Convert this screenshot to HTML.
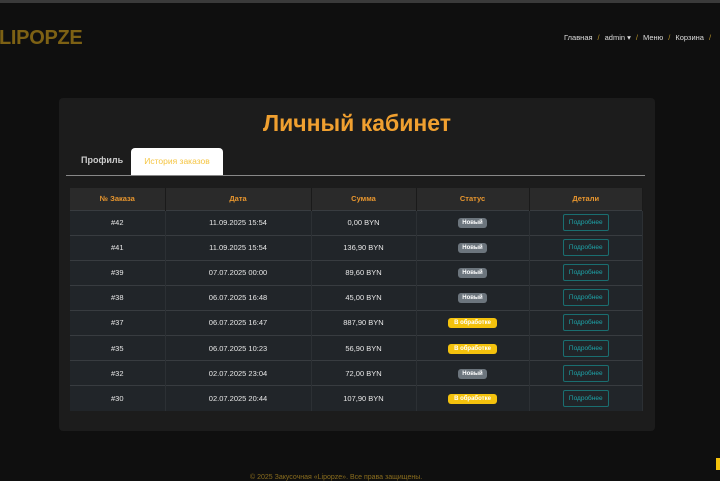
<!DOCTYPE html>
<html><head><meta charset="utf-8"><style>
*{margin:0;padding:0;box-sizing:border-box}
body{width:720px;height:480px;overflow:hidden;background:#0f0f0f;font-family:"Liberation Sans","DejaVu Sans",sans-serif;position:relative;color:#ddd}
.top{position:absolute;left:0;top:0;width:720px;height:3px;background:#3a3a3a}
.logo{position:absolute;left:-1px;top:27px;font-size:20px;font-weight:bold;color:#7d6114;letter-spacing:-0.3px}
.nav{position:absolute;left:564px;top:33px;font-size:7.5px;color:#ddd;white-space:nowrap}
.nav .s{color:#b8952a;margin:0 5px}
.card{position:absolute;left:59px;top:98px;width:596px;height:333px;background:#1c1c1c;border-radius:4px}
h1{position:absolute;left:0;width:596px;top:12px;text-align:center;font-size:23px;color:#f0a030;font-weight:bold}
.tab1{position:absolute;left:22px;top:57px;font-size:9px;color:#ccc;font-weight:bold}
.tab2{position:absolute;left:72px;top:50px;width:92px;height:28px;background:#fff;border-radius:4px 4px 0 0;color:#f5c542;font-size:8.5px;text-align:center;line-height:26px}
.line{position:absolute;left:7px;top:77px;width:579px;height:1px;background:#888}
table{position:absolute;left:11px;top:90px;width:573px;border-collapse:collapse;font-size:7.5px}
th{background:#2a2a2a;color:#e8962e;height:22px;font-weight:bold;border-right:1px solid #1a1a1a}
td{background:#212529;height:25.1px;text-align:center;border-top:1px solid #383c40;color:#e8e8e8;border-right:1px solid #2c3034}
.b{display:inline-block;font-size:6px;font-weight:bold;padding:2px 4px;border-radius:3px;color:#fff}
.n{background:#6c757d}.p{background:#f4c20d;padding:2px 6px}
.btn{display:inline-block;border:1px solid #1a6e70;color:#1ea3a8;font-size:6.5px;padding:4px 5px;border-radius:2px}
.foot{position:absolute;left:250px;top:474px;font-size:7px;color:#8a6d1e}
.side{position:absolute;left:716px;top:458px;width:4px;height:12px;background:#f4c20d}
</style></head><body>
<div class="top"></div>
<div class="logo">LIPOPZE</div>
<div class="nav">Главная<span class="s">/</span>admin ▾<span class="s">/</span>Меню<span class="s">/</span>Корзина<span class="s">/</span></div>
<div class="card">
<h1>Личный кабинет</h1>
<div class="tab1">Профиль</div>
<div class="tab2">История заказов</div>
<div class="line"></div>
<table>
<tr><th style="width:95px">№ Заказа</th><th style="width:146px">Дата</th><th style="width:105px">Сумма</th><th style="width:113px">Статус</th><th>Детали</th></tr>
<tr><td>#42</td><td>11.09.2025 15:54</td><td>0,00 BYN</td><td><span class="b n">Новый</span></td><td><span class="btn">Подробнее</span></td></tr>
<tr><td>#41</td><td>11.09.2025 15:54</td><td>136,90 BYN</td><td><span class="b n">Новый</span></td><td><span class="btn">Подробнее</span></td></tr>
<tr><td>#39</td><td>07.07.2025 00:00</td><td>89,60 BYN</td><td><span class="b n">Новый</span></td><td><span class="btn">Подробнее</span></td></tr>
<tr><td>#38</td><td>06.07.2025 16:48</td><td>45,00 BYN</td><td><span class="b n">Новый</span></td><td><span class="btn">Подробнее</span></td></tr>
<tr><td>#37</td><td>06.07.2025 16:47</td><td>887,90 BYN</td><td><span class="b p">В обработке</span></td><td><span class="btn">Подробнее</span></td></tr>
<tr><td>#35</td><td>06.07.2025 10:23</td><td>56,90 BYN</td><td><span class="b p">В обработке</span></td><td><span class="btn">Подробнее</span></td></tr>
<tr><td>#32</td><td>02.07.2025 23:04</td><td>72,00 BYN</td><td><span class="b n">Новый</span></td><td><span class="btn">Подробнее</span></td></tr>
<tr><td>#30</td><td>02.07.2025 20:44</td><td>107,90 BYN</td><td><span class="b p">В обработке</span></td><td><span class="btn">Подробнее</span></td></tr>
</table>
</div>
<div class="foot">© 2025 Закусочная «Lipopze». Все права защищены.</div>
<div class="side"></div>
</body></html>
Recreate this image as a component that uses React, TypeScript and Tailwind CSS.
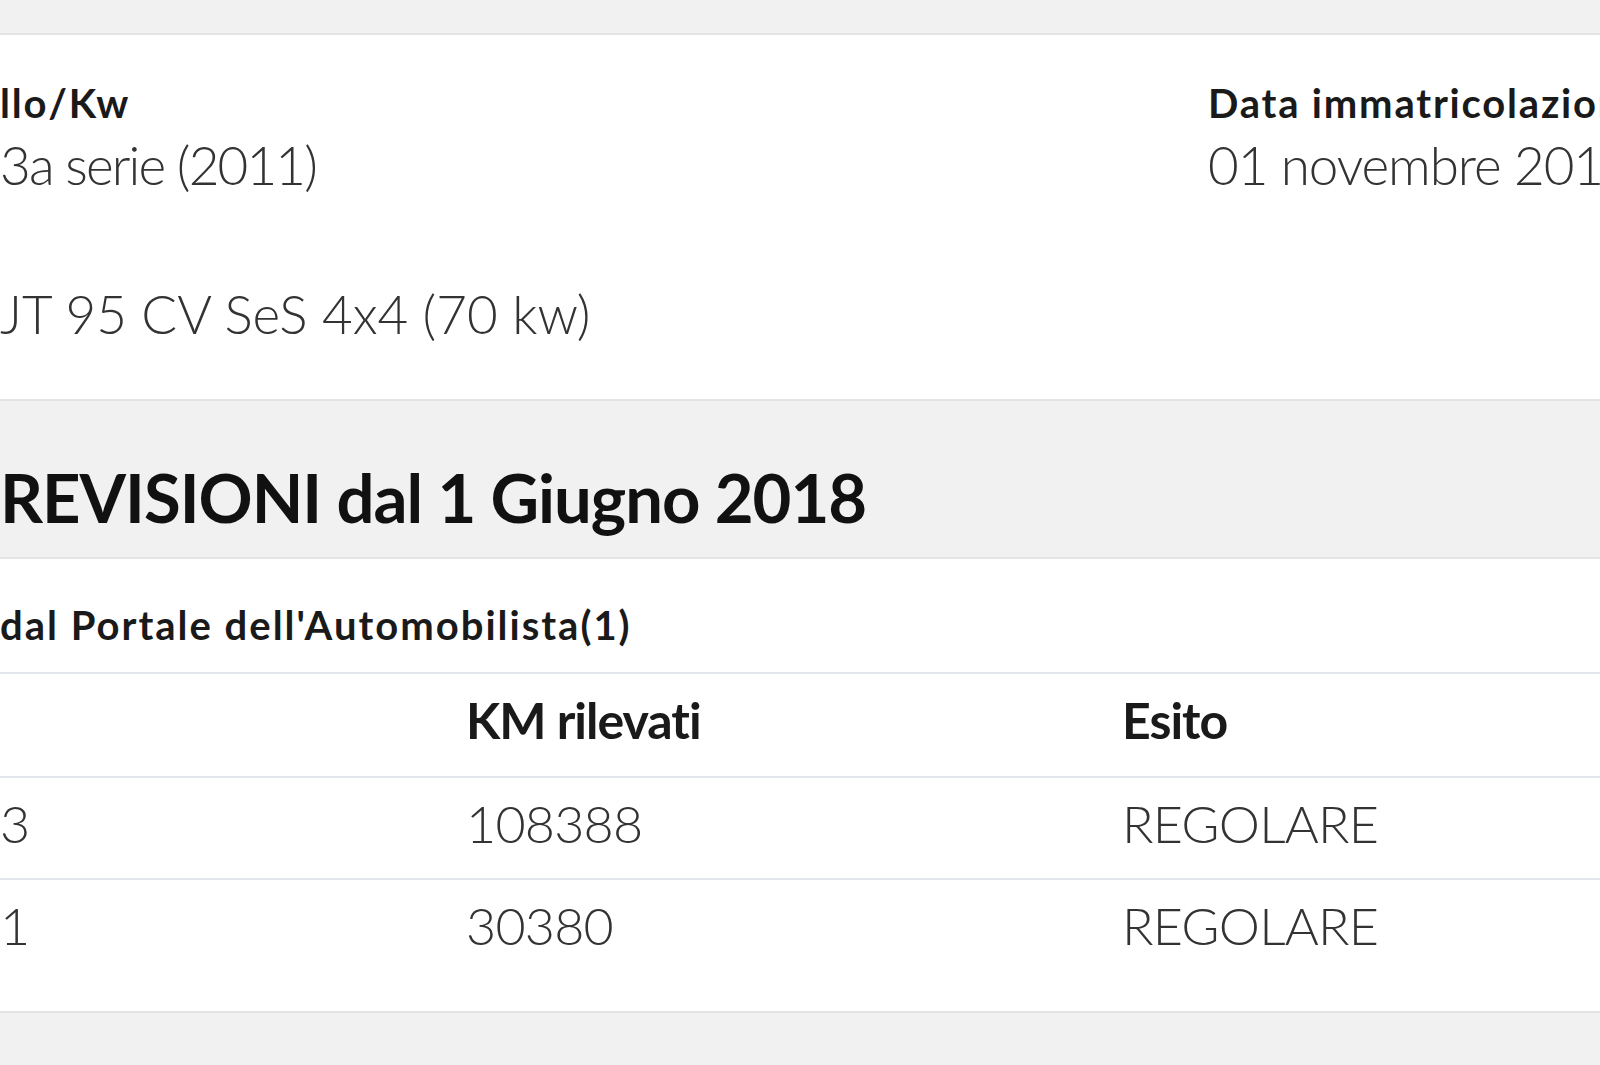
const font = "font-['Lato','Noto_Sans',sans-serif]";

const revisioni = [
  { data: "3", km: "108388", esito: "REGOLARE" },
  { data: "1", km: "30380", esito: "REGOLARE" },
];

export default function App() {
  return (
    <div className={`w-[1600px] min-h-[1065px] overflow-hidden bg-[#f1f1f1] ${font}`}>
      <div className="h-[33px]" />

      {/* dati veicolo */}
      <section className="h-[368px] border-y-2 border-[#e4e4e4] bg-white pt-[48px]">
        <div className="grid grid-cols-[1208px_1fr]">
          <div>
            <div className="text-[40px] leading-[40px] font-bold text-[#1a1a1a] tracking-[0.045em]">llo/Kw</div>
            <div className="mt-[15px] text-[53px] leading-[53px] font-light text-[#333] tracking-[-0.035em]">3a serie (2011)</div>
            <div className="mt-[96px] text-[53px] leading-[53px] font-light text-[#333] tracking-[0em]">JT 95 CV SeS 4x4 (70 kw)</div>
          </div>
          <div className="whitespace-nowrap">
            <div className="text-[40px] leading-[40px] font-bold text-[#1a1a1a] tracking-[0.045em]">Data immatricolazione</div>
            <div className="mt-[15px] text-[53px] leading-[53px] font-light text-[#333] tracking-[-0.02em]">01 novembre 2011</div>
          </div>
        </div>
      </section>

      {/* titolo revisioni */}
      <section className="h-[158px] border-b-2 border-[#e4e4e4] pt-[63px]">
        <h2 className="text-[67px] leading-[67px] font-bold text-[#111] whitespace-nowrap tracking-[-0.015em]">REVISIONI dal 1 Giugno 2018</h2>
      </section>

      <section className="bg-white border-b-2 border-[#e4e4e4] pb-[29px]">
        <div className="h-[115px] border-b-2 border-[#e3e6ea] pt-[46px]">
          <div className="text-[40px] leading-[40px] font-bold text-[#1a1a1a] whitespace-nowrap tracking-[0.05em]">dal Portale dell'Automobilista(1)</div>
        </div>
        <div className="grid grid-cols-[466px_656px_1fr] h-[104px] border-b-2 border-[#e3e6ea] pt-[21px] text-[50px] leading-[50px] font-bold text-[#1a1a1a] tracking-[-0.02em]">
          <div />
          <div>KM rilevati</div>
          <div>Esito</div>
        </div>
        {revisioni.map((r, i) => (
          <div
            key={i}
            className={`grid grid-cols-[466px_656px_1fr] h-[102px] pt-[19px] text-[52px] leading-[52px] font-light text-[#333] tracking-[-0.015em] ${i === 0 ? "border-b-2 border-[#e3e6ea]" : ""}`}
          >
            <div>{r.data}</div>
            <div>{r.km}</div>
            <div>{r.esito}</div>
          </div>
        ))}
      </section>
    </div>
  );
}
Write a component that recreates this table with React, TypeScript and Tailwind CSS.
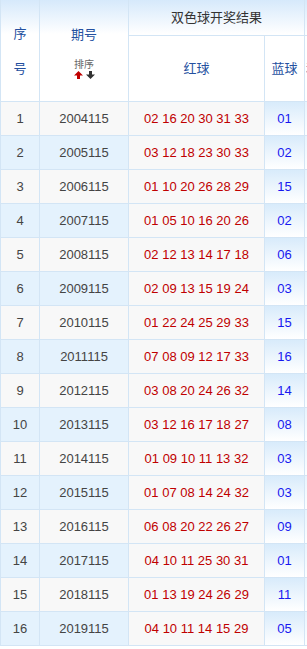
import React from 'react';

const rows: [number, string, string, string][] = [
  [1, '2004115', '02 16 20 30 31 33', '01'],
  [2, '2005115', '03 12 18 23 30 33', '02'],
  [3, '2006115', '01 10 20 26 28 29', '15'],
  [4, '2007115', '01 05 10 16 20 26', '02'],
  [5, '2008115', '02 12 13 14 17 18', '06'],
  [6, '2009115', '02 09 13 15 19 24', '03'],
  [7, '2010115', '01 22 24 25 29 33', '15'],
  [8, '2011115', '07 08 09 12 17 33', '16'],
  [9, '2012115', '03 08 20 24 26 32', '14'],
  [10, '2013115', '03 12 16 17 18 27', '08'],
  [11, '2014115', '01 09 10 11 13 32', '03'],
  [12, '2015115', '01 07 08 14 24 32', '03'],
  [13, '2016115', '06 08 20 22 26 27', '09'],
  [14, '2017115', '04 10 11 25 30 31', '01'],
  [15, '2018115', '01 13 19 24 26 29', '11'],
  [16, '2019115', '04 10 11 14 15 29', '05'],
];

// 表头渐变背景
const headBg = 'bg-[linear-gradient(to_bottom,#d6e9fb_0px,#ffffff_34px)]';
const cell = 'flex items-center justify-center border-r border-b border-[#d3e5f5]';

const Arrow = ({ up, color }: { up: boolean; color: string }) => (
  <svg width="9" height="8" viewBox="0 0 9 8" className={up ? '' : 'rotate-180'}>
    <path d="M4.5 0 L9 4.5 L6 4.5 L6 8 L3 8 L3 4.5 L0 4.5 Z" fill={color} />
  </svg>
);

export default function App() {
  return (
    <div className="w-[307px] h-[649px] overflow-hidden bg-white font-['Liberation_Sans','Noto_Sans_CJK_SC',sans-serif] text-[13px]">
      <div className="grid w-max grid-cols-[39px_89px_136px_40px_40px] border-l border-[#d3e5f5]">
        {/* 表头 */}
        <div className={`${cell} ${headBg} row-span-2 h-[102px] flex-col text-[#2450a0] leading-[35px]`}>
          <span>序</span>
          <span>号</span>
        </div>
        <div className={`${cell} ${headBg} row-span-2 h-[102px] flex-col justify-start pt-[24px]`}>
          <span className="text-[#2450a0] leading-[22px]">期号</span>
          <span className="mt-[13px] text-[10px] leading-[11px] text-[#666]">排序</span>
          <div className="flex gap-[3px] mt-[1px]">
            <Arrow up color="#c00000" />
            <Arrow up={false} color="#333333" />
          </div>
        </div>
        <div className={`${cell} ${headBg} col-span-2 h-[36px] text-[#333]`}>双色球开奖结果</div>
        <div className={`${cell} ${headBg} h-[36px]`}></div>
        <div className={`${cell} h-[66px] text-[#2450a0]`}>红球</div>
        <div className={`${cell} h-[66px] text-[#2450a0]`}>蓝球</div>
        <div className={`${cell} h-[66px] justify-start pl-[1px] text-[#2450a0]`}>和值</div>

        {/* 数据行 */}
        {rows.map(([no, issue, reds, blue]) => {
          const even = no % 2 === 0;
          const side = even ? 'bg-[#e4f2fd]' : 'bg-[#f8f8f8]';
          return (
            <React.Fragment key={no}>
              <div className={`${cell} ${side} h-[34px] text-[#444]`}>{no}</div>
              <div className={`${cell} ${side} h-[34px] text-[#444]`}>{issue}</div>
              <div className={`${cell} bg-[#f8f8f8] h-[34px] text-[#c00000] whitespace-pre`}>{reds}</div>
              <div className={`${cell} h-[34px] text-[#1818f0] bg-[linear-gradient(to_bottom,#d8ebfb,#ffffff)]`}>{blue}</div>
              <div className={`${cell} h-[34px] bg-[linear-gradient(to_bottom,#e8f4fd,#ffffff)]`}></div>
            </React.Fragment>
          );
        })}
      </div>
    </div>
  );
}
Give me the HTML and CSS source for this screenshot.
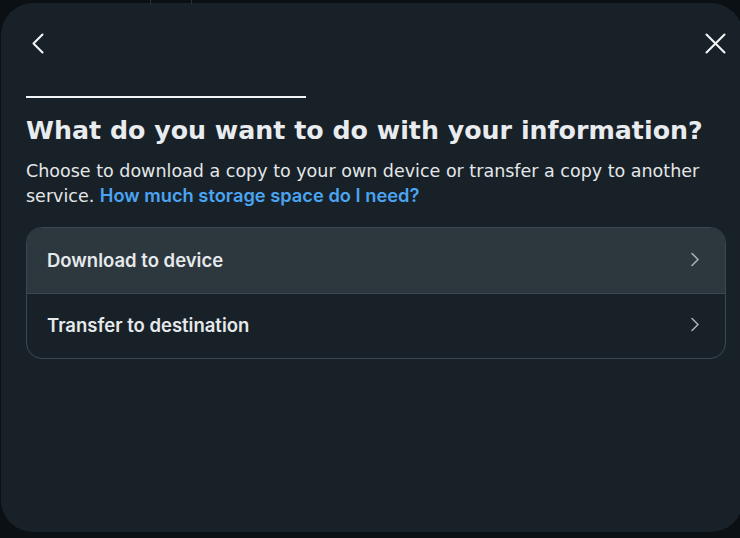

Task to complete:
Of the lines in the listing, how many hold the word "Tailwind"? Nothing but the number is needed.

Problem solution:
2